So, in my mind, I'm like a ballerina or an astronaut. I'm especially
proud of my intelligence and my ability to think quickly, whether in
a concrete way or an abstract one. And I'm proud that even though I'm
a single mom, I still find the time to cultivate my two-and-half-year
old's interest in reading.
6)
Think back to when you were about 13. What was your very favorite
book?
LR: At
that time, it was probably Stephen King's entire body of work.
7)
Which of your favorite literary characters is most like you?
LR: I'd
like to say Jane Eyre, but that seems more like an aspiration.

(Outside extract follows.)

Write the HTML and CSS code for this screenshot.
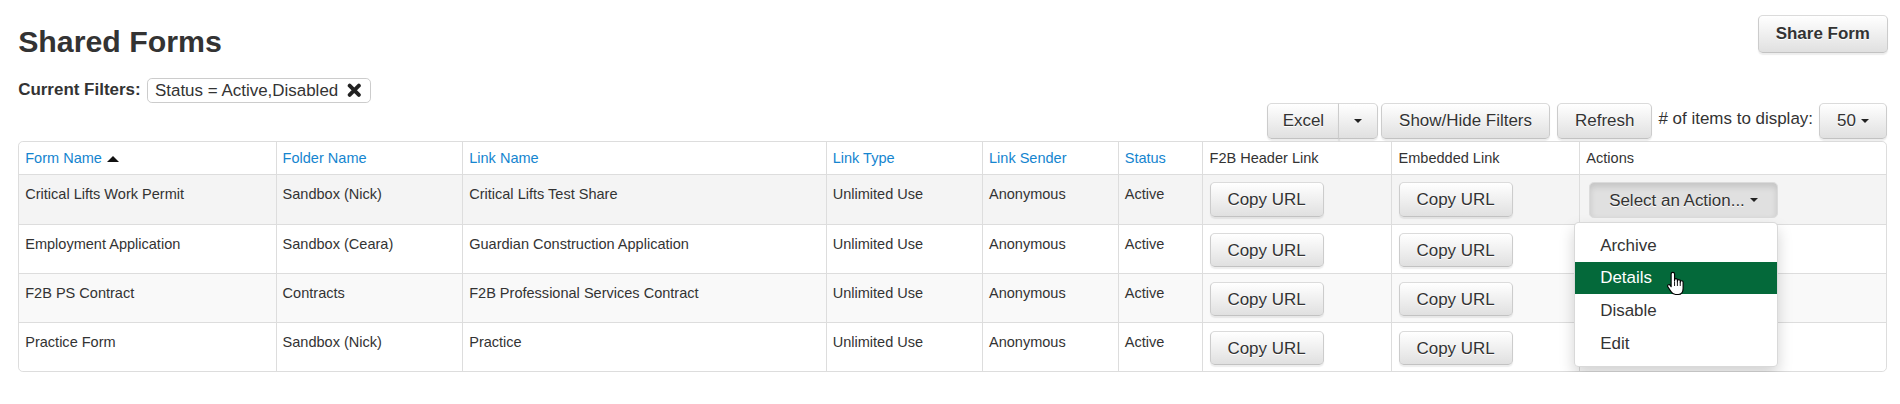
FILE: index.html
```html
<!DOCTYPE html>
<html lang="en">
<head>
<meta charset="utf-8">
<title>Shared Forms</title>
<link rel="stylesheet" href="styles.css">
</head>
<body>
<div class="page">
  <header class="top">
    <h1 class="title">Shared Forms</h1>
    <button class="btn btn-share">Share Form</button>
  </header>

  <div class="filters">
    <span class="filters-label">Current Filters:</span>
    <span class="chip">Status = Active,Disabled
      <svg class="chip-x" viewBox="0 0 12 12" width="12" height="12"><path d="M2.2 2.2 L9.8 9.8 M9.8 2.2 L2.2 9.8" stroke="#222" stroke-width="3.2" stroke-linecap="round"/></svg>
    </span>
  </div>

  <div class="toolbar">
    <div class="btn-group">
      <button class="btn btn-left">Excel</button><button class="btn btn-right btn-caret"><span class="caret"></span></button>
    </div>
    <button class="btn">Show/Hide Filters</button>
    <button class="btn btn-refresh">Refresh</button>
    <span class="items-label"># of items to display:</span>
    <button class="btn">50 <span class="caret"></span></button>
  </div>

  <div class="table-wrap">
    <table>
      <colgroup>
        <col class="c1"><col class="c2"><col class="c3"><col class="c4"><col class="c5"><col class="c6"><col class="c7"><col class="c8"><col>
      </colgroup>
      <thead>
        <tr>
          <th><a class="sort">Form Name</a><span class="sort-up"></span></th>
          <th><a class="sort">Folder Name</a></th>
          <th><a class="sort">Link Name</a></th>
          <th><a class="sort">Link Type</a></th>
          <th><a class="sort">Link Sender</a></th>
          <th><a class="sort">Status</a></th>
          <th>F2B Header Link</th>
          <th>Embedded Link</th>
          <th>Actions</th>
        </tr>
      </thead>
      <tbody>
        <tr class="row-hover">
          <td>Critical Lifts Work Permit</td>
          <td>Sandbox (Nick)</td>
          <td>Critical Lifts Test Share</td>
          <td>Unlimited Use</td>
          <td>Anonymous</td>
          <td>Active</td>
          <td class="btn-cell"><button class="btn btn-copy">Copy URL</button></td>
          <td class="btn-cell"><button class="btn btn-copy">Copy URL</button></td>
          <td class="btn-cell">
            <div class="action-group">
              <button class="btn btn-select">Select an Action... <span class="caret"></span></button>
              <ul class="menu">
                <li>Archive</li>
                <li class="active">Details</li>
                <li>Disable</li>
                <li>Edit</li>
              </ul>
              <svg class="cursor" viewBox="0 0 17 22" width="16" height="21"><path d="M4.5 2.5 a1.5 1.5 0 0 1 3 0 V8.5 V7.8 a1.25 1.25 0 0 1 2.5 0 V9.2 V8.6 a1.25 1.25 0 0 1 2.5 0 V10 V9.6 a1.25 1.25 0 0 1 2.5 0 V15 c0 3.2 -1.6 5.5 -4.2 5.5 H8.4 c-2 0 -3 -1 -4 -2.6 L1.6 13.7 a1.2 1.2 0 0 1 2 -1.4 L4.5 13.6 Z" fill="#fff" stroke="#000" stroke-width="1" stroke-linejoin="round"/><path d="M7.5 9 V13 M10 9.5 V13 M12.5 10 V13" stroke="#000" stroke-width="0.8"/></svg>
            </div>
          </td>
        </tr>
        <tr>
          <td>Employment Application</td>
          <td>Sandbox (Ceara)</td>
          <td>Guardian Construction Application</td>
          <td>Unlimited Use</td>
          <td>Anonymous</td>
          <td>Active</td>
          <td class="btn-cell"><button class="btn btn-copy">Copy URL</button></td>
          <td class="btn-cell"><button class="btn btn-copy">Copy URL</button></td>
          <td></td>
        </tr>
        <tr class="row-stripe">
          <td>F2B PS Contract</td>
          <td>Contracts</td>
          <td>F2B Professional Services Contract</td>
          <td>Unlimited Use</td>
          <td>Anonymous</td>
          <td>Active</td>
          <td class="btn-cell"><button class="btn btn-copy">Copy URL</button></td>
          <td class="btn-cell"><button class="btn btn-copy">Copy URL</button></td>
          <td></td>
        </tr>
        <tr>
          <td>Practice Form</td>
          <td>Sandbox (Nick)</td>
          <td>Practice</td>
          <td>Unlimited Use</td>
          <td>Anonymous</td>
          <td>Active</td>
          <td class="btn-cell"><button class="btn btn-copy">Copy URL</button></td>
          <td class="btn-cell"><button class="btn btn-copy">Copy URL</button></td>
          <td></td>
        </tr>
      </tbody>
    </table>
  </div>
</div>
</body>
</html>
```

FILE: styles.css
```css
html, body {
  margin: 0;
  background: #fff;
}

body {
  font-family: "Liberation Sans", Arial, Helvetica, sans-serif;
  font-size: 14px;
  color: #333;
}

.page {
  zoom: 1.2117;
  padding: 12px 11px 0 15px;
}

.top {
  display: flex;
  justify-content: space-between;
  align-items: flex-start;
}

.title {
  margin: 8px 0 0;
  font-size: 25px;
  line-height: 29px;
  font-weight: bold;
  color: #333;
}

.btn {
  font-family: inherit;
  font-size: 14px;
  color: #333;
  background: linear-gradient(to bottom, #fff 0%, #e0e0e0 100%);
  border: 1px solid #ccc;
  border-color: #dbdbdb #ccc #c2c2c2;
  border-radius: 4px;
  box-shadow: inset 0 1px 0 rgba(255, 255, 255, .15), 0 1px 1px rgba(0, 0, 0, .075);
  text-shadow: 0 1px 0 #fff;
  padding: 5px 14px;
  line-height: 18px;
  display: inline-flex;
  align-items: center;
  gap: 4px;
  cursor: pointer;
  white-space: nowrap;
}

.btn-share {
  font-weight: bold;
  padding: 5px 14px;
  line-height: 20px;
  margin-right: -1px;
}

.filters {
  margin-top: 15px;
  display: flex;
  align-items: center;
  gap: 5px;
  height: 21px;
}

.filters-label {
  font-weight: bold;
}

.chip {
  border: 1px solid #ccc;
  border-radius: 4px;
  padding: 0 7px 0 6px;
  line-height: 19px;
  display: inline-flex;
  align-items: center;
  gap: 7px;
}

.chip-x {
  display: block;
}

.toolbar {
  display: flex;
  justify-content: flex-end;
  align-items: center;
  gap: 5px;
  height: 30px;
  margin-bottom: 1px;
}

.btn-group {
  display: flex;
  margin-right: -2px;
}

.btn-left {
  padding: 5px 12px;
  border-top-right-radius: 0;
  border-bottom-right-radius: 0;
}

.btn-right {
  border-top-left-radius: 0;
  border-bottom-left-radius: 0;
  margin-left: -1px;
}

.btn-caret {
  padding: 5px 12px;
  height: 30px;
}

.btn-refresh {
  margin-left: 1px;
}

.items-label {
  margin-top: -3px;
}

.caret {
  display: inline-block;
  width: 0;
  height: 0;
  border-top: 4px solid #222;
  border-left: 4px solid transparent;
  border-right: 4px solid transparent;
}

.table-wrap {
  border: 1px solid #ddd;
  border-radius: 4px;
}

table {
  width: 100%;
  border-collapse: collapse;
  table-layout: fixed;
  font-size: 12px;
}

.c1 { width: 212px; }
.c2 { width: 154px; }
.c3 { width: 300px; }
.c4 { width: 129px; }
.c5 { width: 112px; }
.c6 { width: 70px; }
.c7 { width: 156px; }
.c8 { width: 155px; }

th {
  font-weight: normal;
  text-align: left;
  padding: 6px 5px 5px;
  line-height: 16px;
  border-bottom: 1px solid #ddd;
  white-space: nowrap;
}

td {
  padding: 7px 5px 4px;
  line-height: 18px;
  vertical-align: top;
  white-space: nowrap;
}

td.btn-cell {
  padding: 6px 5px 5px;
}

th + th,
td + td {
  border-left: 1px solid #ddd;
}

tbody tr + tr td {
  border-top: 1px solid #ddd;
}

.sort {
  color: #1585cf;
  text-decoration: none;
}

.sort-up {
  display: inline-block;
  width: 0;
  height: 0;
  border-bottom: 5px solid #111;
  border-left: 5px solid transparent;
  border-right: 5px solid transparent;
  margin-left: 4px;
  vertical-align: 1px;
}

.row-hover td {
  background: #f4f4f4;
}

.row-stripe td {
  background: #f9f9f9;
}

.btn-copy {
  padding: 4px 14px;
  line-height: 19px;
}

.action-group {
  position: relative;
  display: inline-block;
  margin-left: 2px;
}

.btn-select {
  background: #e0e0e0;
  border-color: #dbdbdb;
  box-shadow: inset 0 3px 5px rgba(0, 0, 0, .125);
  padding: 5px 16px;
  line-height: 18px;
}

.menu {
  position: absolute;
  right: 0;
  top: calc(100% + 3px);
  width: 167px;
  margin: 0;
  padding: 5px 0;
  list-style: none;
  background: #fff;
  border: 1px solid rgba(0, 0, 0, .15);
  border-radius: 4px;
  box-shadow: 0 6px 12px rgba(0, 0, 0, .175);
  font-size: 14px;
  z-index: 10;
}

.menu li {
  padding: 3px 21px;
  line-height: 21px;
  color: #333;
}

.menu li.active {
  background: #04693a;
  color: #fff;
}

.cursor {
  position: absolute;
  left: 64px;
  top: 73px;
  z-index: 11;
}
```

Probably Elizabeth Bennett from Pride and Prejudice.
8)
What is one of the craziest things you've ever done?
LR: I
once told the preeminent Virginia Woolf scholar that I did not find
the subject of his life's work very appealing, commercially or
otherwise. I shared this opinion while sitting in his college seminar
on her body of work. He handled it very gracefully and then shunned
me for the rest of the semester.
Lauren
will be at the WriteStuff Writers Conference in March. I’m sure
you’ll be as eager as I am to meet her in person! And in the
meantime, don’t forget to go to her blog at:
www.slushpiletales.wordpress.com.
You’ll find query letter critiques and other valuable advice to
writers!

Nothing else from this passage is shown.